In the US, manufacturing activity contracted fastest in five months. Over in China, factories sank into their deepest slump since December 2023 — a not-so-subtle reminder that when two economic superpowers hurl tariffs at one another like toddlers with food trays, everyone gets covered in spaghetti.
Alternating tariffs creates significant uncertainty, encouraging firms to sit on their hands. In plainer terms, why invest, hire, or plan for the future when Washington might change its mind before lunchtime?

Even before these latest figures, the mood in Washington was already sombre. At last month’s IMF meetings, the Fund downgraded global growth expectations — again — with Kristalina Georgieva warning that prolonged trade uncertainty was bringing the world perilously close to recession. But, of course, why let that get in the way of a perfectly incoherent trade strategy?
In Asia, the mood was distinctly grim. S&P Global reported collapsing PMIs from industrial powerhouses like South Korea and Taiwan, while Thailand, Malaysia, and Indonesia all registered declines. India, ever the overachiever, stood alone in expansion territory — possibly due to a miracle, or simply a delay in feeling the punch.
A flicker of optimism came from the eurozone, where factory output hit a 32-month high, albeit firmly in contraction.

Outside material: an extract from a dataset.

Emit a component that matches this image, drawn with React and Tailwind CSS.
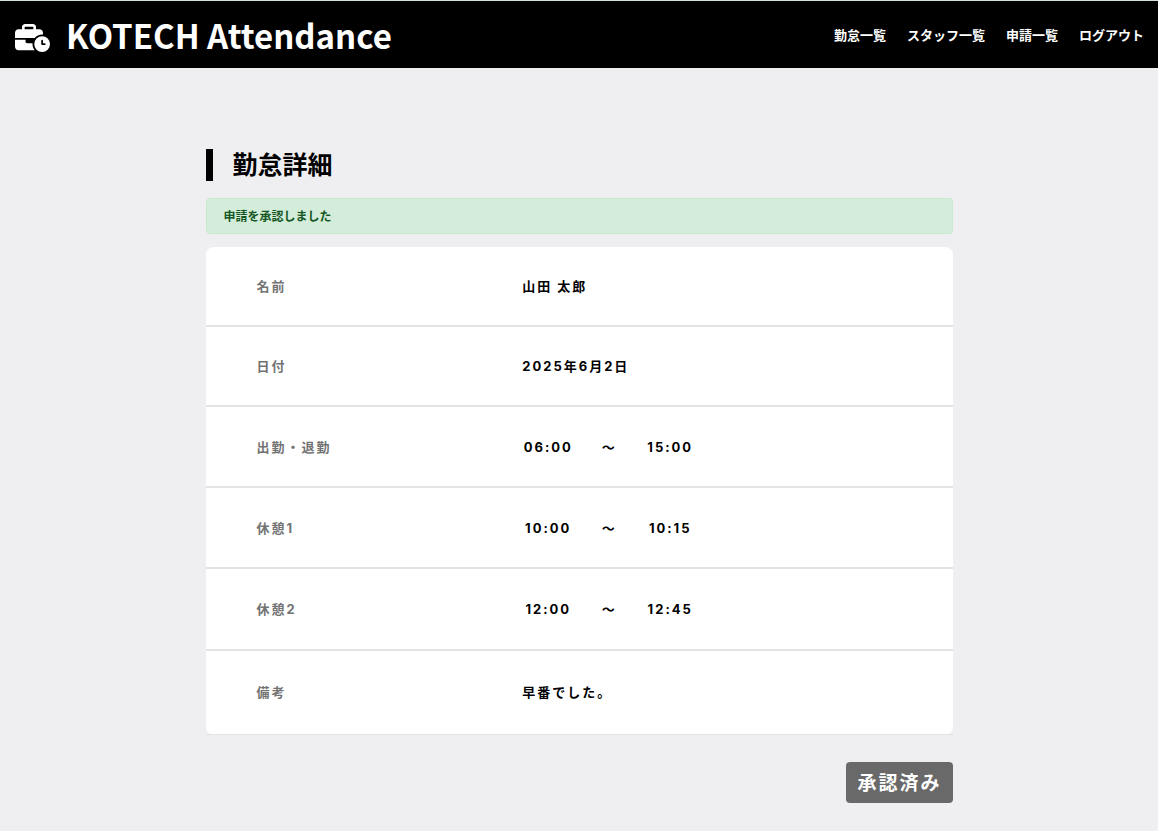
import React from 'react';
import { FaBusinessTime } from 'react-icons/fa6';

const navLinks = [
  { label: '勤怠一覧', href: '#attendance' },
  { label: 'スタッフ一覧', href: '#staff' },
  { label: '申請一覧', href: '#requests' },
  { label: 'ログアウト', href: '#logout' }
];

const rows = [
  { label: '名前', value: '山田 太郎', height: 'h-[79px]' },
  { label: '日付', value: '2025年6月2日', height: 'h-20' },
  { label: '出勤・退勤', start: '06:00', end: '15:00', height: 'h-[81px]' },
  { label: '休憩1', start: '10:00', end: '10:15', height: 'h-[81px]' },
  { label: '休憩2', start: '12:00', end: '12:45', height: 'h-[82px]' },
  { label: '備考', value: '早番でした。', height: 'h-[84px]' }
];

const Header = () => (
  <header className="flex items-center justify-between bg-black border-t border-[#d5e0d8] h-17 pl-[15px] pr-[14px] text-white font-bold font-['Noto_Sans_CJK_JP',sans-serif]">
    <a href="#top" className="flex items-center gap-4">
      <FaBusinessTime className="w-[35px] h-7 mt-[6px]" />
      <span className="text-[33px] leading-[50px]">KOTECH Attendance</span>
    </a>
    <nav className="flex gap-[21px]">
      {navLinks.map((link) => (
        <a key={link.href} href={link.href} className="text-[13px] leading-5">
          {link.label}
        </a>
      ))}
    </nav>
  </header>
);

const TimeRange = ({ start, end }) => (
  <div className="flex items-center">
    <span className="w-14 text-center">{start}</span>
    <span className="w-[66px] text-center">～</span>
    <span className="w-14 text-center">{end}</span>
  </div>
);

const DetailTable = () => (
  <table className="w-full bg-white rounded-lg text-[13px] leading-5 tracking-[2px] font-bold">
    <tbody>
      {rows.map((row) => (
        <tr key={row.label} className={`${row.height} border-b-2 border-[#e3e3e3] last:border-b`}>
          <th scope="row" className="w-[42%] pl-[51px] text-left text-[#737373]">{row.label}</th>
          <td className={row.start ? 'pl-px' : 'pl-[3px]'}>
            {row.start ? <TimeRange start={row.start} end={row.end} /> : row.value}
          </td>
        </tr>
      ))}
    </tbody>
  </table>
);

const App = () => (
  <div className="min-h-screen bg-[#efeff1] text-black font-['Inter','Noto_Sans_CJK_JP',sans-serif]">
    <Header />
    <main className="w-full max-w-[747px] mx-auto pt-[81px] pb-7">
      <h1 className="border-l-[7px] border-black pl-5 text-[25px] leading-8 font-bold">勤怠詳細</h1>
      <div role="status" className="mt-[17px] mb-[13px] px-[17px] pt-[9px] pb-[7px] rounded border border-[#c9e8d1] bg-[#d4edda] text-[#155724] text-xs leading-[18px] font-bold">
        申請を承認しました
      </div>
      <DetailTable />
      <div className="flex justify-end mt-[27px]">
        <button type="button" disabled className="px-[11px] pt-[3px] rounded bg-[#696969] text-white text-[19px] leading-[38px] tracking-[2px] font-bold">
          承認済み
        </button>
      </div>
    </main>
  </div>
);

export default App;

Economists credited this to a potential splurge in military rearmament. The prospect of war is the only thing between European industry and freefall. Comforting.
According to Cyrus de la Rubia from Hamburg Commercial Bank, European manufacturers are currently enjoying fatter margins thanks to cheaper input costs and higher output prices. But don’t get too excited: that’s likely to evaporate once US tariffs reroute Chinese exports toward Europe, intensifying competition. Globalisation: now with whiplash.
Even in the emerging markets, the pain is palpable. South African manufacturers cited global tariff chaos and local political instability for the sixth consecutive month of contraction. In Brazil, factories barely scraped along, while in Mexico, the PMI hit its lowest level since early 2021. The kind of synchronised slowdown makes central bankers reach for the whiskey.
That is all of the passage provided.